Problem: List each line of the data that holds the string "page", please.

Data block:
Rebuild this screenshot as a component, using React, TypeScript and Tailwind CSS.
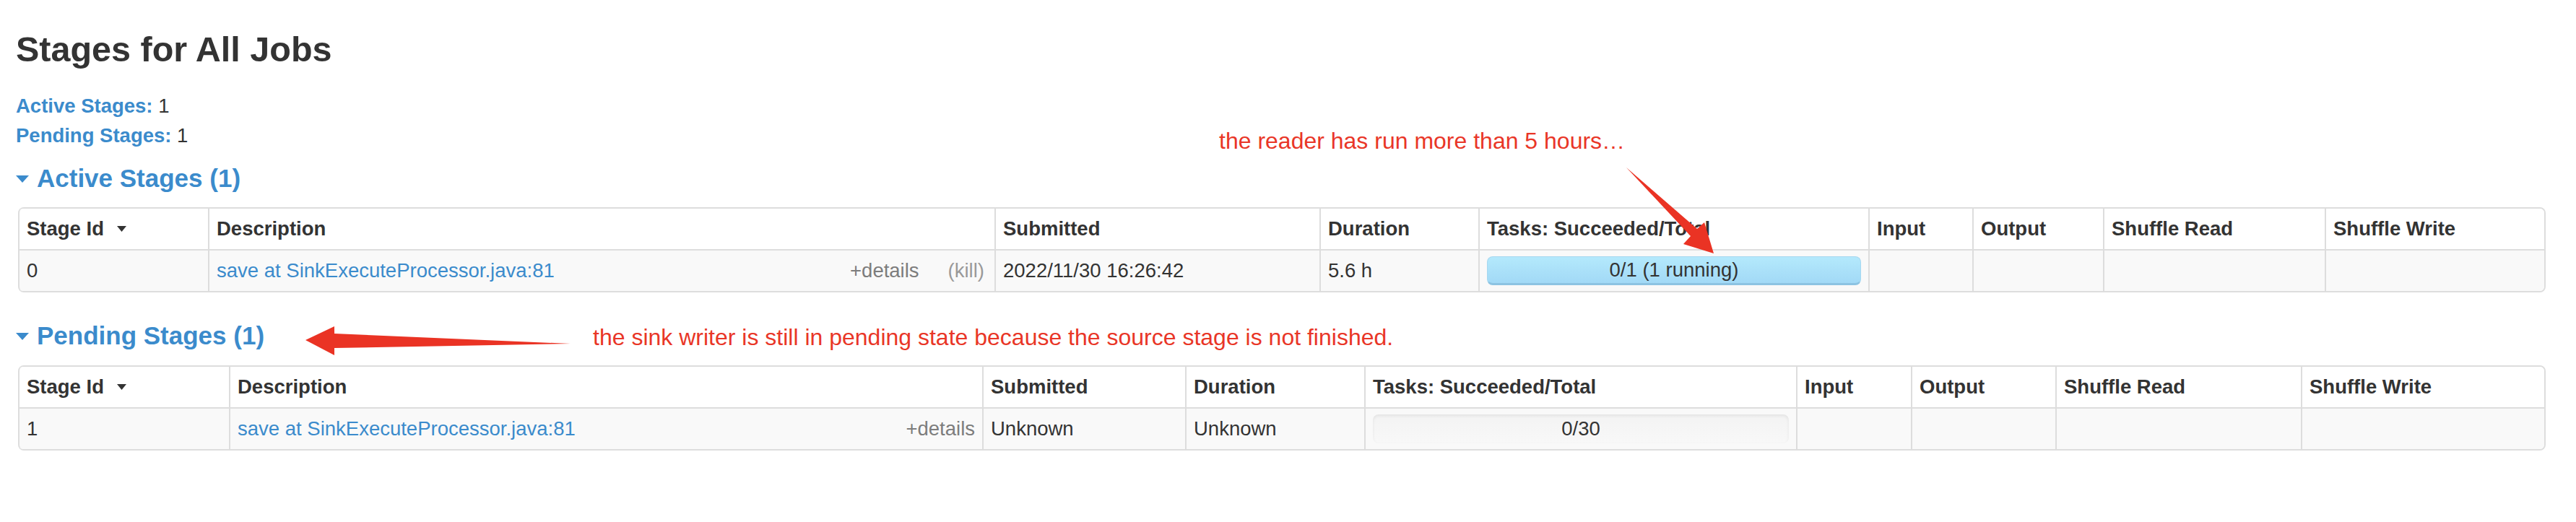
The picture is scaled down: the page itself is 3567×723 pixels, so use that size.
import type { ReactNode } from "react";

const HEADERS = [
  "Stage Id",
  "Description",
  "Submitted",
  "Duration",
  "Tasks: Succeeded/Total",
  "Input",
  "Output",
  "Shuffle Read",
  "Shuffle Write",
];

interface StageRow {
  id: string;
  desc: string;
  killable: boolean;
  submitted: string;
  duration: string;
  tasks: string;
  running: boolean;
}

function OpenArrow() {
  return (
    <svg width={18} height={10} viewBox="0 0 18 10" className="mr-[11px] mb-[3px] inline-block">
      <polygon points="0,0 18,0 9,10" fill="#3b8bcc" />
    </svg>
  );
}

function SortArrow() {
  return (
    <svg width={13} height={8} viewBox="0 0 13 8" className="ml-[18px] mb-[4px] inline-block">
      <polygon points="0,0 13,0 6.5,8" fill="#333" />
    </svg>
  );
}

function SectionTitle({ children }: { children: ReactNode }) {
  return (
    <h4 className="text-[35px] leading-[40px] font-bold text-[#3b8bcc]">
      <OpenArrow />
      {children}
    </h4>
  );
}

function TaskBar({ label, running }: { label: string; running: boolean }) {
  if (running) {
    return (
      <div className="flex h-[40px] items-center justify-center rounded-[8px] border border-[#a6d8f0] border-b-[3px] border-b-[#8cc3e2] bg-linear-to-b from-[#b4e9fc] to-[#a2d9f6] leading-none">
        {label}
      </div>
    );
  }
  return (
    <div className="flex h-[40px] items-center justify-center rounded-[8px] bg-linear-to-b from-[#f3f3f3] to-[#f8f8f8] leading-none shadow-[inset_0_2px_4px_rgba(0,0,0,0.07)]">
      {label}
    </div>
  );
}

function StageTable({ widths, row }: { widths: string[]; row: StageRow }) {
  const last = HEADERS.length - 1;
  return (
    <table className="ml-[3px] w-[3500px] table-fixed border-separate border-spacing-0 rounded-[8px] border-2 border-l-0 border-[#ddd] text-[27.5px] leading-[40px] text-[#333]">
      <thead>
        <tr>
          {HEADERS.map((h, i) => (
            <th
              key={h}
              className={`${widths[i]} border-l-2 border-[#ddd] bg-white px-[10px] py-[8px] text-left font-bold ${
                i === 0 ? "rounded-tl-[6px]" : ""
              } ${i === last ? "rounded-tr-[6px]" : ""}`}
            >
              {h}
              {i === 0 ? <SortArrow /> : null}
            </th>
          ))}
        </tr>
      </thead>
      <tbody>
        <tr className="bg-[#f9f9f9]">
          <td className="rounded-bl-[6px] border-t-2 border-l-2 border-[#ddd] px-[10px] py-[8px]">{row.id}</td>
          <td className="border-t-2 border-l-2 border-[#ddd] px-[10px] py-[8px]">
            <div className="flex items-center">
              <span className="text-[#3b8bcc]">{row.desc}</span>
              <span className="ml-auto text-[#7d7d7d]">+details</span>
              {row.killable ? <span className="mr-[4px] ml-[40px] text-[#999]">(kill)</span> : null}
            </div>
          </td>
          <td className="border-t-2 border-l-2 border-[#ddd] px-[10px] py-[8px]">{row.submitted}</td>
          <td className="border-t-2 border-l-2 border-[#ddd] px-[10px] py-[8px]">{row.duration}</td>
          <td className="border-t-2 border-l-2 border-[#ddd] px-[10px] py-[8px]">
            <TaskBar label={row.tasks} running={row.running} />
          </td>
          <td className="border-t-2 border-l-2 border-[#ddd] px-[10px] py-[8px]" />
          <td className="border-t-2 border-l-2 border-[#ddd] px-[10px] py-[8px]" />
          <td className="border-t-2 border-l-2 border-[#ddd] px-[10px] py-[8px]" />
          <td className="rounded-br-[6px] border-t-2 border-l-2 border-[#ddd] px-[10px] py-[8px]" />
        </tr>
      </tbody>
    </table>
  );
}

const ACTIVE: StageRow = {
  id: "0",
  desc: "save at SinkExecuteProcessor.java:81",
  killable: true,
  submitted: "2022/11/30 16:26:42",
  duration: "5.6 h",
  tasks: "0/1 (1 running)",
  running: true,
};

const PENDING: StageRow = {
  id: "1",
  desc: "save at SinkExecuteProcessor.java:81",
  killable: false,
  submitted: "Unknown",
  duration: "Unknown",
  tasks: "0/30",
  running: false,
};

export default function App() {
  return (
    <div className="relative h-[723px] w-[3567px] overflow-hidden bg-white font-['Liberation_Sans',Arial,sans-serif] text-[#333]">
      <div className="pl-[22px]">
        <h3 className="mt-[41px] text-[48.5px] leading-[54px] font-bold">Stages for All Jobs</h3>

        <ul className="mt-[31px] text-[27.5px] leading-[41px]">
          <li>
            <strong className="font-bold text-[#3b8bcc]">Active Stages:</strong> 1
          </li>
          <li>
            <strong className="font-bold text-[#3b8bcc]">Pending Stages:</strong> 1
          </li>
        </ul>

        <div className="mt-[19px]">
          <SectionTitle>Active Stages (1)</SectionTitle>
        </div>
        <div className="mt-[20px]">
          <StageTable
            widths={["w-[263px]", "w-[1089px]", "w-[450px]", "w-[220px]", "w-[540px]", "w-[144px]", "w-[181px]", "w-[307px]", ""]}
            row={ACTIVE}
          />
        </div>

        <div className="mt-[40px]">
          <SectionTitle>Pending Stages (1)</SectionTitle>
        </div>
        <div className="mt-[21px]">
          <StageTable
            widths={["w-[292px]", "w-[1043px]", "w-[281px]", "w-[248px]", "w-[598px]", "w-[159px]", "w-[200px]", "w-[340px]", ""]}
            row={PENDING}
          />
        </div>
      </div>

      {/* annotations drawn over the page */}
      <div className="absolute top-[179px] left-[1688px] text-[32px] leading-[32px] whitespace-nowrap text-[#e93627]">
        the reader has run more than 5 hours…
      </div>
      <div className="absolute top-[451px] left-[821px] text-[32px] leading-[32px] whitespace-nowrap text-[#e93627]">
        the sink writer is still in pending state because the source stage is not finished.
      </div>
      <svg className="pointer-events-none absolute top-0 left-0" width={3567} height={723}>
        <polygon points="2252,232 2350,317 2360,308 2373,351 2331,338 2341,327" fill="#ea3324" />
        <polygon points="423,471 463,452 463,462 790,476 463,482 463,492" fill="#ea3324" />
      </svg>
    </div>
  );
}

Answer to the task:
The picture is scaled down: the page itself is 3567×723 pixels, so use that size.
      {/* annotations drawn over the page */}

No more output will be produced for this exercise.